During his wild high school days, his grandfather was always the one who'd show up at the local precinct, bowing apologetically to the police, and they'd release Hoshino into his custody. They always stopped at a restaurant on the way home, his grandfather treating him to a delicious meal. He never lectured Hoshino, even then. Not once did his parents come to get him. They were just barely scraping by and didn't have the time or energy to worry about their no-good third son. Hoshino sometimes wondered what would've happened to him if his grandfather hadn't been there to bail him out. The old man, at least, knew he was alive and worried about him.

Despite all this, he'd never once thanked his grandfather for all he'd done. He didn't know what to say, and was also too preoccupied trying to get by. His grandfather died of cancer soon after Hoshino joined the Self-Defense Force. At the end he got senile and didn't even recognize him. Hoshino hadn't been back home once since the old man passed away.
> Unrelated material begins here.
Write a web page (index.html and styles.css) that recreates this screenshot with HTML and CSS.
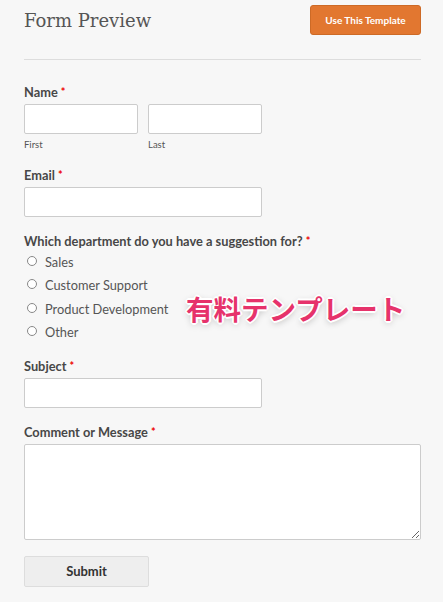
FILE: index.html
```html
<!DOCTYPE html>
<html lang="ja">
<head>
<meta charset="utf-8">
<title>Form Preview</title>
<link rel="stylesheet" href="styles.css">
</head>
<body>
<div class="page">
  <header class="header">
    <h1 class="title">Form Preview</h1>
    <button class="use-btn" type="button">Use This Template</button>
  </header>
  <hr class="divider">
  <form class="form">
    <div class="field">
      <div class="label">Name <span class="req">*</span></div>
      <div class="name-row">
        <div class="name-col">
          <input class="input input-half" type="text">
          <div class="sublabel">First</div>
        </div>
        <div class="name-col">
          <input class="input input-half" type="text">
          <div class="sublabel">Last</div>
        </div>
      </div>
    </div>
    <div class="field">
      <div class="label">Email <span class="req">*</span></div>
      <input class="input input-medium" type="email">
    </div>
    <div class="field field-radios">
      <div class="label">Which department do you have a suggestion for? <span class="req">*</span></div>
      <ul class="radios">
        <li class="radio-row"><input class="radio" type="radio" name="dept"><span>Sales</span></li>
        <li class="radio-row"><input class="radio" type="radio" name="dept"><span>Customer Support</span></li>
        <li class="radio-row"><input class="radio" type="radio" name="dept"><span>Product Development</span></li>
        <li class="radio-row"><input class="radio" type="radio" name="dept"><span>Other</span></li>
      </ul>
    </div>
    <div class="field">
      <div class="label">Subject <span class="req">*</span></div>
      <input class="input input-medium" type="text">
    </div>
    <div class="field">
      <div class="label">Comment or Message <span class="req">*</span></div>
      <textarea class="textarea"></textarea>
    </div>
    <button class="submit" type="button">Submit</button>
  </form>
  <div class="overlay">有料テンプレート</div>
</div>
</body>
</html>
```

FILE: styles.css
```css
html, body {
  margin: 0;
  padding: 0;
  background: #f7f7f7;
}
body {
  font-family: Lato, "Liberation Sans", sans-serif;
  color: #444;
}
.page {
  position: relative;
  width: 397px;
  padding: 5px 22px 0 24px;
}
.header {
  display: flex;
  justify-content: space-between;
  align-items: center;
  height: 30px;
}
.title {
  margin: 0;
  font-family: "DejaVu Serif", "Liberation Serif", serif;
  font-weight: normal;
  font-size: 18px;
  line-height: 30px;
  color: #555;
  padding-top: 1px;
}
.use-btn {
  height: 30px;
  width: 111px;
  padding: 0;
  background: #e27730;
  border: 1px solid #cd6a26;
  border-radius: 3px;
  color: #fff;
  font-family: Lato, "Liberation Sans", sans-serif;
  font-weight: 700;
  font-size: 10px;
}
.divider {
  margin: 24px 0 0;
  border: 0;
  border-top: 1px solid #ddd;
  height: 0;
}
.form {
  padding-top: 24px;
}
.field {
  margin-bottom: 16px;
}
.field-radios {
  margin-bottom: 14px;
}
.label {
  font-size: 12.8px;
  line-height: 16px;
  font-weight: 700;
  color: #474747;
  margin-bottom: 4px;
}
.req {
  color: #e00;
  font-size: 11px;
  vertical-align: 1px;
}
.name-row {
  display: flex;
  gap: 10px;
}
.name-col {
  display: flex;
  flex-direction: column;
}
.input {
  box-sizing: border-box;
  height: 30px;
  margin: 0;
  background: #fff;
  border: 1px solid #ccc;
  border-radius: 2px;
  display: block;
}
.input-half {
  width: 114px;
}
.input-medium {
  width: 238px;
}
.sublabel {
  font-size: 9.5px;
  line-height: 12px;
  margin-top: 5px;
  color: #555;
}
.radios {
  list-style: none;
  margin: -3px 0 0;
  padding: 0;
}
.radio-row {
  display: flex;
  align-items: center;
  height: 23.5px;
  font-size: 12.8px;
  color: #555;
}
.radio {
  appearance: none;
  -webkit-appearance: none;
  box-sizing: border-box;
  width: 10px;
  height: 10px;
  margin: 0 8px 2px 3px;
  border: 1px solid #888;
  border-radius: 50%;
  background: #fff;
}
.textarea {
  box-sizing: border-box;
  display: block;
  width: 397px;
  height: 96px;
  margin: 0;
  background: #fff;
  border: 1px solid #ccc;
  border-radius: 2px;
}
.submit {
  box-sizing: border-box;
  width: 125px;
  height: 31px;
  background: #eee;
  border: 1px solid #ddd;
  border-radius: 2px;
  font-family: Lato, "Liberation Sans", sans-serif;
  font-weight: 700;
  font-size: 13px;
  color: #333;
  padding-bottom: 2px;
}
.overlay {
  position: absolute;
  left: 186px;
  top: 290px;
  font-family: "Noto Sans CJK JP", sans-serif;
  font-weight: 700;
  font-size: 27.5px;
  line-height: 36px;
  color: #e6336b;
  text-shadow:
    1px 1px 0 #fff, -1px -1px 0 #fff, 1px -1px 0 #fff, -1px 1px 0 #fff,
    2px 0 0 #fff, -2px 0 0 #fff, 0 2px 0 #fff, 0 -2px 0 #fff,
    0 2px 7px rgba(0,0,0,0.3);
}
```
When Hoshino woke up at eight the next morning, Nakata was still fast asleep and looked like he hadn't budged an inch all night. The volume and pace of his breathing, too, was unchanged. Hoshino went downstairs and ate breakfast with the other guests. A pretty bare-bones meal, though there were unlimited seconds on miso soup and rice.

"Will your companion be eating breakfast?" the maid called out.

"He's still out cold. Looks like he won't be needing breakfast. If you don't mind, could you not put away the futon for a while?"

At noon, with Nakata still fast asleep, Hoshino arranged for them to stay one more night. He went out to a soba place and had chicken and egg over rice. Afterward he strolled around for a while and wound up in a coffee shop, where he had a cup and a smoke and flipped through a few of the comic books.